The concept of language immersion instruction as a revitalization of a nearly exterminated language presents educators with the complex challenge of creating tiered multi-sensory experiences supported by visual aids and manipulatives in Ojibwe language where none exists, and lack the resource of university-trained individuals fluent in the language to serve as teachers, staff and curriculum developers.
Linguists define a language which has no native speakers (people who grew up speaking the language as a child) as “dead” or “extinct.” A language that has no native speakers in the youngest generation is called “moribund.” A language that has very few native speakers is called “endangered” or “imperiled.” A review of research literature on language loss and language revitalization quantifies the status of Ojibwe language at Lac Courte Oreilles. According to Dr. Joshua A. Fishman’s Graded Intergenerational Disruption Scale for Threatened Languages, Ojibwe language at Lac Courte Oreilles falls between Stages 7 and 8. An endangered language can be revitalized through extensive well-defined efforts.
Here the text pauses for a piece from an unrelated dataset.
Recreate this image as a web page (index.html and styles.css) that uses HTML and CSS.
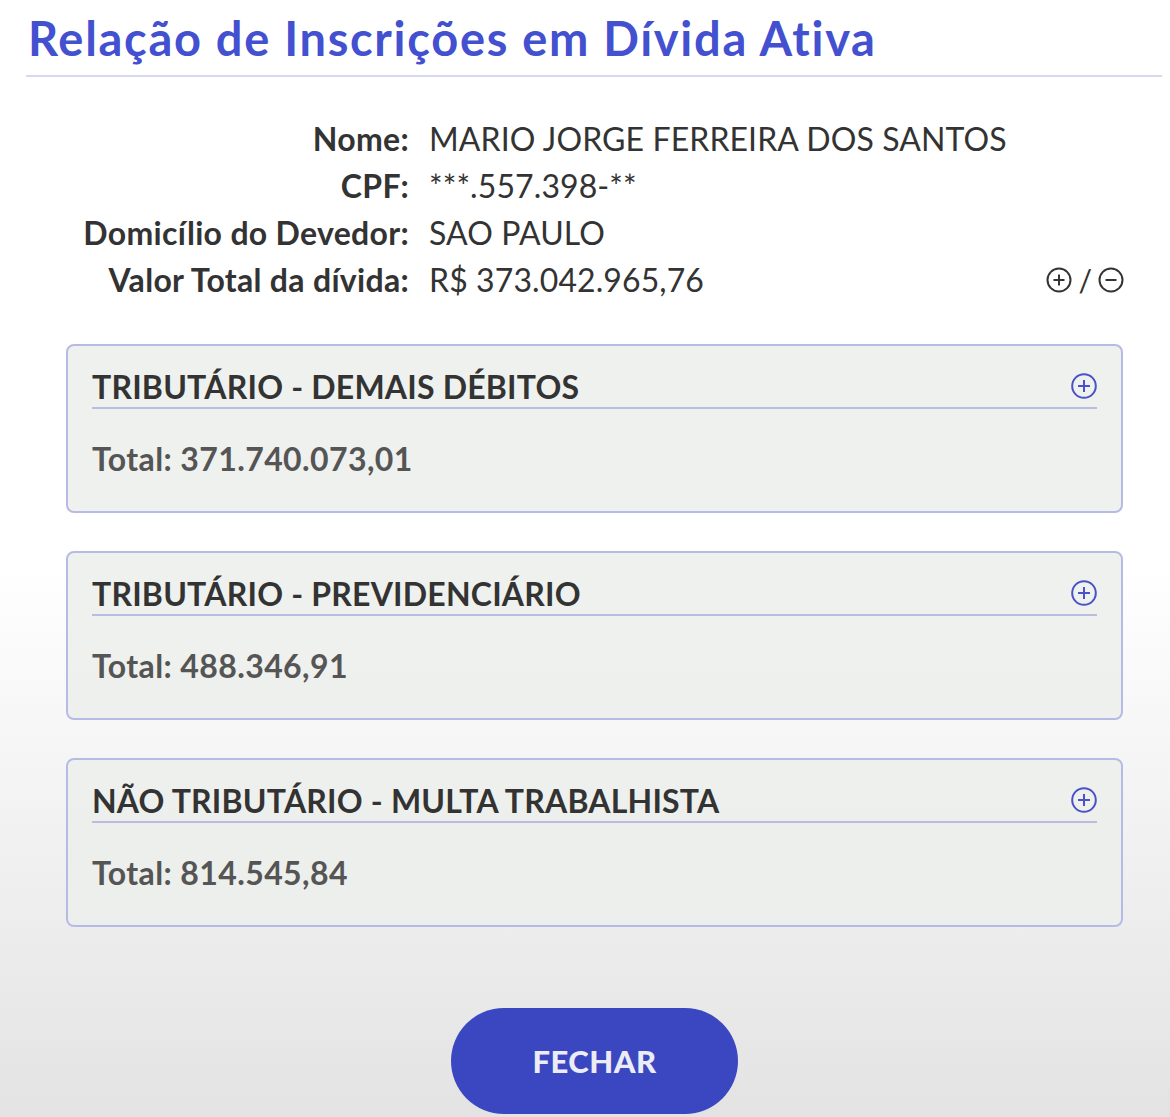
FILE: index.html
```html
<!DOCTYPE html>
<html lang="pt-BR">
<head>
<meta charset="utf-8">
<title>Relação de Inscrições em Dívida Ativa</title>
<link rel="stylesheet" href="styles.css">
</head>
<body>
<div class="page">
  <h1 class="title">Relação de Inscrições em Dívida Ativa</h1>
  <div class="rule"></div>

  <div class="info">
    <div class="label">Nome:</div><div class="value">MARIO JORGE FERREIRA DOS SANTOS</div><div></div>
    <div class="label">CPF:</div><div class="value">***.557.398-**</div><div></div>
    <div class="label">Domicílio do Devedor:</div><div class="value">SAO PAULO</div><div></div>
    <div class="label">Valor Total da dívida:</div><div class="value">R$ 373.042.965,76</div>
    <div class="toggles">
      <svg class="ico" viewBox="0 0 26 26"><circle cx="13" cy="13" r="11.5" fill="none" stroke="#333" stroke-width="2"/><path d="M13 7.5v11M7.5 13h11" stroke="#333" stroke-width="2"/></svg>
      <span class="slash">/</span>
      <svg class="ico" viewBox="0 0 26 26"><circle cx="13" cy="13" r="11.5" fill="none" stroke="#333" stroke-width="2"/><path d="M7.5 13h11" stroke="#333" stroke-width="2"/></svg>
    </div>
  </div>

  <div class="cards">
    <div class="card">
      <div class="card-head">
        <span class="card-title">TRIBUTÁRIO - DEMAIS DÉBITOS</span>
        <svg class="ico" viewBox="0 0 26 26"><circle cx="13" cy="13" r="11.8" fill="none" stroke="#4a52c8" stroke-width="2"/><path d="M13 7v12M7 13h12" stroke="#4a52c8" stroke-width="2"/></svg>
      </div>
      <div class="card-total">Total: 371.740.073,01</div>
    </div>
    <div class="card">
      <div class="card-head">
        <span class="card-title">TRIBUTÁRIO - PREVIDENCIÁRIO</span>
        <svg class="ico" viewBox="0 0 26 26"><circle cx="13" cy="13" r="11.8" fill="none" stroke="#4a52c8" stroke-width="2"/><path d="M13 7v12M7 13h12" stroke="#4a52c8" stroke-width="2"/></svg>
      </div>
      <div class="card-total">Total: 488.346,91</div>
    </div>
    <div class="card">
      <div class="card-head">
        <span class="card-title">NÃO TRIBUTÁRIO - MULTA TRABALHISTA</span>
        <svg class="ico" viewBox="0 0 26 26"><circle cx="13" cy="13" r="11.8" fill="none" stroke="#4a52c8" stroke-width="2"/><path d="M13 7v12M7 13h12" stroke="#4a52c8" stroke-width="2"/></svg>
      </div>
      <div class="card-total">Total: 814.545,84</div>
    </div>
    <div class="actions">
      <button class="btn">FECHAR</button>
    </div>
  </div>
</div>
</body>
</html>
```
FILE: styles.css
```css
html, body {
  margin: 0;
  padding: 0;
}
body {
  width: 1170px;
  height: 1117px;
  overflow: hidden;
  font-family: "Lato", "Noto Sans", sans-serif;
  background: linear-gradient(to bottom, #ffffff 0px, #ffffff 560px, #e3e3e3 1117px);
  color: #333;
}
.page {
  padding-top: 11px;
}
.title {
  margin: 0 0 0 28px;
  font-size: 47px;
  line-height: 54px;
  font-weight: 700;
  color: #4350cf;
  letter-spacing: 1.7px;
}
.rule {
  margin: 10px 8px 0 26px;
  height: 2px;
  background: #d8d9ee;
}
.info {
  display: grid;
  grid-template-columns: 409px 1fr auto;
  column-gap: 20px;
  margin: 38px 46px 0 0;
  font-size: 32px;
  line-height: 47px;
}
.label {
  text-align: right;
  font-weight: 700;
  color: #333;
  letter-spacing: 0.3px;
}
.value {
  color: #333;
  font-weight: 400;
  letter-spacing: 0.1px;
}
.toggles {
  display: flex;
  align-items: center;
  gap: 6px;
  color: #333;
}
.ico {
  width: 26px;
  height: 26px;
  display: block;
}
.slash {
  font-size: 30px;
  line-height: 30px;
}
.cards {
  margin: 41px 47px 0 66px;
  display: flex;
  flex-direction: column;
  gap: 38px;
}
.card {
  height: 169px;
  box-sizing: border-box;
  border: 2px solid #b6bbe6;
  border-radius: 8px;
  background: rgba(236, 239, 235, 0.85);
  padding: 19px 24px 0 24px;
}
.card-head {
  display: flex;
  justify-content: space-between;
  align-items: center;
  border-bottom: 2px solid #b9bde0;
  height: 42px;
}
.card-title {
  font-size: 32px;
  font-weight: 700;
  color: #333;
  letter-spacing: 0.2px;
}
.card-total {
  margin-top: 30px;
  font-size: 32px;
  font-weight: 700;
  color: #555;
  letter-spacing: 0.4px;
}
.actions {
  display: flex;
  justify-content: center;
  margin-top: 43px;
}
.btn {
  width: 287px;
  height: 106px;
  border: none;
  border-radius: 53px;
  background: #3a47c0;
  color: #ececf4;
  font-family: "Lato", "Noto Sans", sans-serif;
  font-size: 31px;
  font-weight: 900;
  letter-spacing: 0.5px;
  padding: 0;
}
```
The Ojibwe language at Lac Courte Oreilles is in a revitalization stage. Less than a handful of first language elders are left. But there is a window of opportunity with the Waadookodaading Language Immersion School that provides language instruction to young children ages 5-11, a prime stage level of learning languages. However, the challenges are many and include funding, development of curriculum, employment/retention of certified Native teachers with the requisite language abilities, and lack of classroom space.